The goal of this project is to identify risk factors for food safety in the processing of specialty crops on small farms and to develop more effective and targeted interventions for foodborne illness prevention. We propose four objectives to accomplish this goal: 1. To develop a more complete characterization of food handling, hygiene, and sanitation practices that contribute to foodborne illness by conducting observations of harvest and packing practices on small farms in the SE US. 2. To collect and analyze microbiological samples from the hands of farm workers and surfaces (harvest bins, processing belts, produce) at these same farms. 3. To identify foodborne illness risk factors and effective control strategies using the findings from the observations and microbiological testing results. 4. To develop, deliver, evaluate, and disseminate training interventions targeting farm managers based on identified risk factors and control strategies to increase their competency in delivering educational messages to farm workers.
We have completed data collection of produce samples from farmers markets located in different parts of South Carolina.
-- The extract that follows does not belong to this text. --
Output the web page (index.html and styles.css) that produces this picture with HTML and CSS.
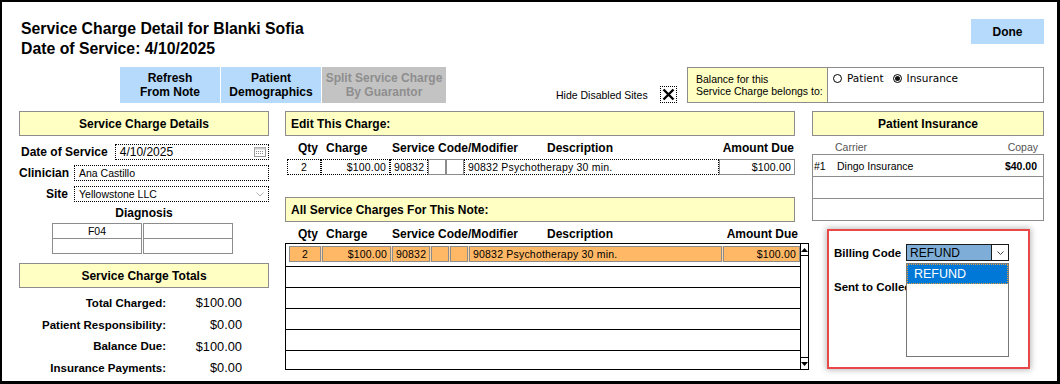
FILE: index.html
```html
<!DOCTYPE html>
<html lang="en">
<head>
    <meta charset="UTF-8">
    <title>Service Charge Detail</title>
    <link rel="stylesheet" href="styles.css">
</head>
<body>
    <div class="frame">
        <div class="top">
            <h1 class="title">Service Charge Detail for Blanki Sofia<br>Date of Service: 4/10/2025</h1>
            <button class="btn done">Done</button>
        </div>

        <div class="toolbar">
            <button class="btn first">Refresh<br>From Note</button>
            <button class="btn">Patient<br>Demographics</button>
            <button class="btn disabled">Split Service Charge<br>By Guarantor</button>
            <div class="hide-sites">
                <span>Hide Disabled Sites</span>
                <span class="xbox">
                    <svg width="15" height="15" viewBox="0 0 15 15"><path d="M2.5 2.5 L12.5 12.5 M12.5 2.5 L2.5 12.5" stroke="#000" stroke-width="2.4"/></svg>
                </span>
            </div>
            <div class="balance">
                <div class="balance-label">Balance for this<br>Service Charge belongs to:</div>
                <div class="balance-opts">
                    <span class="radio"></span><span class="opt">Patient</span>
                    <span class="radio checked"></span><span class="opt">Insurance</span>
                </div>
            </div>
        </div>

        <div class="panels">
            <!-- left column -->
            <div class="col-left">
                <div class="head">Service Charge Details</div>
                <div class="field first-field">
                    <label class="lbl wide">Date of Service</label>
                    <div class="input date">
                        <span>4/10/2025</span>
                        <svg width="12" height="10" viewBox="0 0 12 10"><rect x="0.5" y="0.5" width="11" height="9" fill="#fff" stroke="#9a9a9a"/><rect x="0.5" y="0.5" width="11" height="2" fill="#c8c8c8"/><g fill="#8a8a8a"><rect x="2" y="4" width="1" height="1"/><rect x="4" y="4" width="1" height="1"/><rect x="6" y="4" width="1" height="1"/><rect x="8" y="4" width="1" height="1"/><rect x="2" y="6" width="1" height="1"/><rect x="4" y="6" width="1" height="1"/><rect x="6" y="6" width="1" height="1"/><rect x="8" y="6" width="1" height="1"/></g></svg>
                    </div>
                </div>
                <div class="field">
                    <label class="lbl">Clinician</label>
                    <div class="input">Ana Castillo</div>
                </div>
                <div class="field">
                    <label class="lbl">Site</label>
                    <div class="input">
                        <span>Yellowstone LLC</span>
                        <svg width="8" height="5" viewBox="0 0 8 5"><path d="M0.5 0.5 L4 4 L7.5 0.5" fill="none" stroke="#b0b0b0"/></svg>
                    </div>
                </div>
                <div class="diag-label">Diagnosis</div>
                <div class="diag">
                    <div class="dcell">F04</div>
                    <div class="dcell"></div>
                    <div class="dcell last"></div>
                    <div class="dcell last"></div>
                </div>

                <div class="head totals-head">Service Charge Totals</div>
                <div class="totals">
                    <span class="t-lbl">Total Charged:</span><span class="t-val">$100.00</span>
                    <span class="t-lbl">Patient Responsibility:</span><span class="t-val">$0.00</span>
                    <span class="t-lbl">Balance Due:</span><span class="t-val">$100.00</span>
                    <span class="t-lbl">Insurance Payments:</span><span class="t-val">$0.00</span>
                </div>
            </div>

            <!-- middle column -->
            <div class="col-mid">
                <div class="head text-left">Edit This Charge:</div>
                <div class="cols">
                    <span class="h-qty">Qty</span>
                    <span class="h-charge">Charge</span>
                    <span class="h-code">Service Code/Modifier</span>
                    <span class="h-desc">Description</span>
                    <span class="h-amt">Amount Due</span>
                </div>
                <div class="edit-row">
                    <div class="cell dot qty">2</div>
                    <div class="cell dot charge">$100.00</div>
                    <div class="cell dot code">90832</div>
                    <div class="cell mod"></div>
                    <div class="cell mod"></div>
                    <div class="cell dot desc">90832 Psychotherapy 30 min.</div>
                    <div class="cell amt">$100.00</div>
                </div>

                <div class="head text-left all-head">All Service Charges For This Note:</div>
                <div class="cols">
                    <span class="h-qty">Qty</span>
                    <span class="h-charge">Charge</span>
                    <span class="h-code">Service Code/Modifier</span>
                    <span class="h-desc">Description</span>
                    <span class="h-amt shift">Amount Due</span>
                </div>
                <div class="all-table">
                    <div class="rows">
                        <div class="trow">
                            <div class="sel-row">
                                <div class="cell qty">2</div>
                                <div class="cell charge">$100.00</div>
                                <div class="cell code">90832</div>
                                <div class="cell mod"></div>
                                <div class="cell mod"></div>
                                <div class="cell desc">90832 Psychotherapy 30 min.</div>
                                <div class="cell amt">$100.00</div>
                            </div>
                        </div>
                        <div class="trow"></div>
                        <div class="trow"></div>
                        <div class="trow"></div>
                        <div class="trow"></div>
                        <div class="trow"></div>
                    </div>
                    <div class="scrollbar">
                        <div class="sb-btn up"><svg width="7" height="4" viewBox="0 0 7 4"><path d="M0 4 L3.5 0 L7 4 Z" fill="#000"/></svg></div>
                        <div class="sb-btn down"><svg width="7" height="4" viewBox="0 0 7 4"><path d="M0 0 L3.5 4 L7 0 Z" fill="#000"/></svg></div>
                    </div>
                </div>
            </div>

            <!-- right column -->
            <div class="col-right">
                <div class="head">Patient Insurance</div>
                <div class="ins-cols"><span>Carrier</span><span>Copay</span></div>
                <div class="ins-table">
                    <div class="irow"><span class="num">#1</span><span class="carrier">Dingo Insurance</span><span class="copay">$40.00</span></div>
                    <div class="irow"></div>
                    <div class="irow"></div>
                </div>

                <div class="billing">
                    <div class="bc-row">
                        <span class="bc-lbl">Billing Code</span>
                        <div class="select">
                            <span>REFUND</span>
                            <span class="arrow"><svg width="7" height="4" viewBox="0 0 7 4"><path d="M0.5 0.5 L3.5 3.5 L6.5 0.5" fill="none" stroke="#444"/></svg></span>
                        </div>
                    </div>
                    <div class="bc-row sent">
                        <span class="bc-lbl">Sent to Collections</span>
                    </div>
                    <div class="droplist">
                        <div class="drop-item">REFUND</div>
                    </div>
                </div>
            </div>
        </div>
    </div>
</body>
</html>
```

FILE: styles.css
```css
body {
    margin: 0;
    font-family: "Liberation Sans", Arial, sans-serif;
    color: #000;
    background: #fff;
}
.frame {
    width: 1060px;
    height: 384px;
    box-sizing: border-box;
    border-style: solid;
    border-color: #000;
    border-width: 2px 3px 3px 2px;
    padding: 17px 13px 0 17px;
    overflow: hidden;
}
.top {
    display: flex;
    justify-content: space-between;
    align-items: flex-start;
}
.title {
    margin: 0;
    padding-left: 2px;
    font-size: 15.8px;
    line-height: 20px;
    font-weight: bold;
}
.btn {
    border: none;
    padding: 0;
    background: #b5dafc;
    color: #000;
    font: bold 12px/14px "Liberation Sans", Arial, sans-serif;
}
.done {
    width: 73px;
    height: 25px;
}
.toolbar {
    display: flex;
    height: 36px;
    margin-top: 8px;
}
.toolbar .btn {
    width: 100px;
    height: 36px;
    margin-right: 1px;
}
.toolbar .btn.first {
    margin-left: 101px;
}
.toolbar .btn.disabled {
    width: 124px;
    background: #c3c3c3;
    color: #8e8e8e;
}
.hide-sites {
    align-self: flex-end;
    display: flex;
    align-items: center;
    gap: 12px;
    margin-left: 109px;
    font-size: 10.5px;
}
.xbox {
    width: 17px;
    height: 17px;
    box-sizing: border-box;
    border: 1px dotted #000;
    display: flex;
    align-items: center;
    justify-content: center;
}
.balance {
    margin-left: auto;
    width: 357px;
    height: 36px;
    box-sizing: border-box;
    border: 1px solid #8c8c8c;
    display: flex;
}
.balance-label {
    width: 140px;
    box-sizing: border-box;
    background: #ffffc4;
    border-right: 1px solid #8c8c8c;
    padding: 5px 0 0 8px;
    font-size: 10.5px;
    line-height: 12px;
}
.balance-opts {
    display: flex;
    align-items: center;
    height: 12px;
    padding: 4px 0 0 5px;
    font-family: "DejaVu Sans", Verdana, sans-serif;
    font-size: 10.5px;
}
.radio {
    width: 9px;
    height: 9px;
    box-sizing: border-box;
    border: 1px solid #000;
    border-radius: 50%;
    margin-right: 5px;
    position: relative;
}
.radio.checked::after {
    content: "";
    position: absolute;
    left: 1px;
    top: 1px;
    width: 5px;
    height: 5px;
    border-radius: 50%;
    background: #111;
}
.opt {
    margin-right: 9px;
}

/* three columns */
.panels {
    display: flex;
    margin-top: 8px;
}
.col-left {
    width: 250px;
}
.col-mid {
    width: 510px;
    margin-left: 16px;
}
.col-right {
    width: 232px;
    margin-left: 17px;
}
.head {
    height: 25px;
    box-sizing: border-box;
    border: 1px solid #8c8c8c;
    background: #ffffc4;
    font-size: 12px;
    font-weight: bold;
    display: flex;
    align-items: center;
    justify-content: center;
}
.head.text-left {
    justify-content: flex-start;
    padding-left: 5px;
}

/* left */
.field {
    display: flex;
    align-items: center;
    gap: 6px;
    height: 16px;
    margin-top: 5px;
}
.field.first-field {
    margin-top: 8px;
}
.lbl {
    width: 49px;
    text-align: right;
    font-size: 12px;
    font-weight: bold;
}
.lbl.wide {
    width: auto;
    padding-left: 2px;
    margin-right: 1px;
}
.input {
    flex: 1;
    height: 16px;
    box-sizing: border-box;
    border: 1px dotted #000;
    padding: 0 4px;
    font-size: 10.5px;
    display: flex;
    align-items: center;
    justify-content: space-between;
}
.input.date {
    font-size: 12px;
    padding-right: 2px;
}
.diag-label {
    margin-top: 4px;
    text-align: center;
    font-size: 12px;
    line-height: 14px;
    font-weight: bold;
}
.diag {
    display: grid;
    grid-template-columns: 90px 90px;
    column-gap: 1px;
    margin: 3px 0 0 33px;
}
.dcell {
    height: 15px;
    box-sizing: border-box;
    border: 1px solid #8c8c8c;
    border-bottom: none;
    font-size: 10.5px;
    text-align: center;
    line-height: 14px;
}
.dcell.last {
    height: 16px;
    border-bottom: 1px solid #8c8c8c;
}
.totals-head {
    margin-top: 9px;
}
.totals {
    display: grid;
    grid-template-columns: 147px 76px;
    grid-auto-rows: 21.7px;
    align-items: center;
    margin-top: 4px;
}
.t-lbl {
    text-align: right;
    font-size: 11.5px;
    font-weight: bold;
}
.t-val {
    text-align: right;
    font-size: 12.8px;
}

/* middle */
.cols {
    display: flex;
    margin-top: 5px;
    font-size: 12px;
    line-height: 14px;
    font-weight: bold;
}
.h-qty {
    width: 28px;
    margin-left: 13px;
}
.h-charge {
    width: 66px;
}
.h-code {
    width: 155px;
}
.h-desc {
    flex: 1;
}
.h-amt {
    padding-right: 1px;
}
.h-amt.shift {
    margin-right: -4px;
}
.edit-row {
    display: flex;
    height: 16px;
    margin: 4px 0 0 2px;
}
.cell {
    height: 16px;
    box-sizing: border-box;
    border: 1px solid #8c8c8c;
    padding: 0 3px;
    font-size: 10.5px;
    letter-spacing: 0.2px;
    line-height: 14px;
    white-space: nowrap;
    overflow: hidden;
}
.cell.dot {
    border: 1px dotted #000;
}
.qty {
    width: 34px;
    text-align: center;
}
.charge {
    width: 69px;
    text-align: right;
}
.code {
    width: 38px;
}
.mod {
    width: 18px;
}
.desc {
    width: 255px;
}
.amt {
    width: 76px;
    text-align: right;
}
.all-head {
    margin-top: 22px;
}
.all-table {
    display: flex;
    height: 127px;
    margin-top: 2px;
}
.rows {
    width: 520px;
    box-sizing: border-box;
    border: 1px solid #000;
}
.trow {
    height: 21px;
    box-sizing: border-box;
    border-bottom: 1px solid #000;
}
.trow:last-child {
    border-bottom: none;
    height: 20px;
}
.sel-row {
    display: flex;
    gap: 1px;
    margin: 2px 0 0 3px;
    width: 511px;
    background: #ffd7a6;
}
.sel-row .cell {
    background: #ffb866;
}
.sel-row .qty {
    width: 32px;
}
.sel-row .desc {
    width: 253px;
}
.sel-row .amt {
    width: 77px;
}
.scrollbar {
    width: 12px;
    box-sizing: border-box;
    border: 1px solid #000;
    border-left: none;
    display: flex;
    flex-direction: column;
    justify-content: space-between;
}
.sb-btn {
    height: 11px;
    display: flex;
    align-items: center;
    justify-content: center;
}
.sb-btn.up {
    border-bottom: 1px solid #000;
}
.sb-btn.down {
    border-top: 1px solid #000;
}

/* right */
.ins-cols {
    display: flex;
    justify-content: space-between;
    margin-top: 5px;
    padding: 0 6px 0 23px;
    font-size: 10.5px;
    line-height: 12px;
    color: #555;
}
.ins-table {
    margin-top: 1px;
    border: 1px solid #8c8c8c;
}
.irow {
    height: 22px;
    box-sizing: border-box;
    border-bottom: 1px solid #8c8c8c;
    display: flex;
    align-items: center;
    font-size: 10.5px;
    padding: 0 6px 0 1px;
}
.irow:last-child {
    border-bottom: none;
    height: 21px;
}
.num {
    width: 23px;
}
.carrier {
    flex: 1;
}
.copay {
    font-weight: bold;
}
.billing {
    position: relative;
    width: 203px;
    height: 140px;
    box-sizing: border-box;
    margin: 8px 0 0 15px;
    padding: 13px 0 0 5px;
    border: 2px solid #e84848;
    box-shadow: 0 0 6px 1px rgba(0, 0, 0, 0.28);
    overflow: hidden;
}
.bc-row {
    display: flex;
    align-items: center;
    height: 17px;
}
.bc-row.sent {
    margin-top: 17px;
}
.bc-lbl {
    width: 72px;
    font-size: 11.5px;
    font-weight: bold;
    white-space: nowrap;
}
.select {
    width: 103px;
    height: 17px;
    box-sizing: border-box;
    border: 1px solid #1a1a1a;
    background: #7eaed8;
    display: flex;
    align-items: center;
    justify-content: space-between;
    padding-left: 3px;
    font-size: 12px;
}
.arrow {
    width: 16px;
    height: 15px;
    background: #fff;
    border-left: 1px solid #1a1a1a;
    display: flex;
    align-items: center;
    justify-content: center;
}
.droplist {
    position: absolute;
    left: 77px;
    top: 32px;
    width: 103px;
    height: 94px;
    box-sizing: border-box;
    border: 1px solid #777;
    background: #fff;
}
.drop-item {
    height: 20px;
    box-sizing: border-box;
    border: 1px dotted #e0a040;
    background: #0078d7;
    color: #fff;
    font-size: 12.5px;
    line-height: 18px;
    padding-left: 6px;
}
```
A survey tool has been developed to determine consumer perceptions of locally-grown produce and this survey has been tested on students and staff at the university. A survey for small farmers has also been developed and the university internal review board has approved all surveys for human subjects. Members of the SARE project team have given presentations at four GAPs training workshops in cooperation with the SC Department of Agriculture. A consumer survey was completed to assess perceptions of fresh product grown locally and using organic standards.
Impacts and Contributions/Outcomes
The proposed research will fill gaps in our current knowledge regarding risk factors for foodborne illness on small farms. We will use findings from the observational and microbiological analysis to develop targeted training interventions. Unlike other educational materials that have been developed, the materials will be targeted to food safety educators so that they are equipped with the required knowledge and competency to deliver messages on food safety to small farmers. Thus, it is expected that small farm workers will exhibit safer practices following educational efforts and thus help reduce the risk for foodborne illness. Furthermore, determination of consumer perceptions and preferences for produce will assist small farmers in developing successful marketing plans.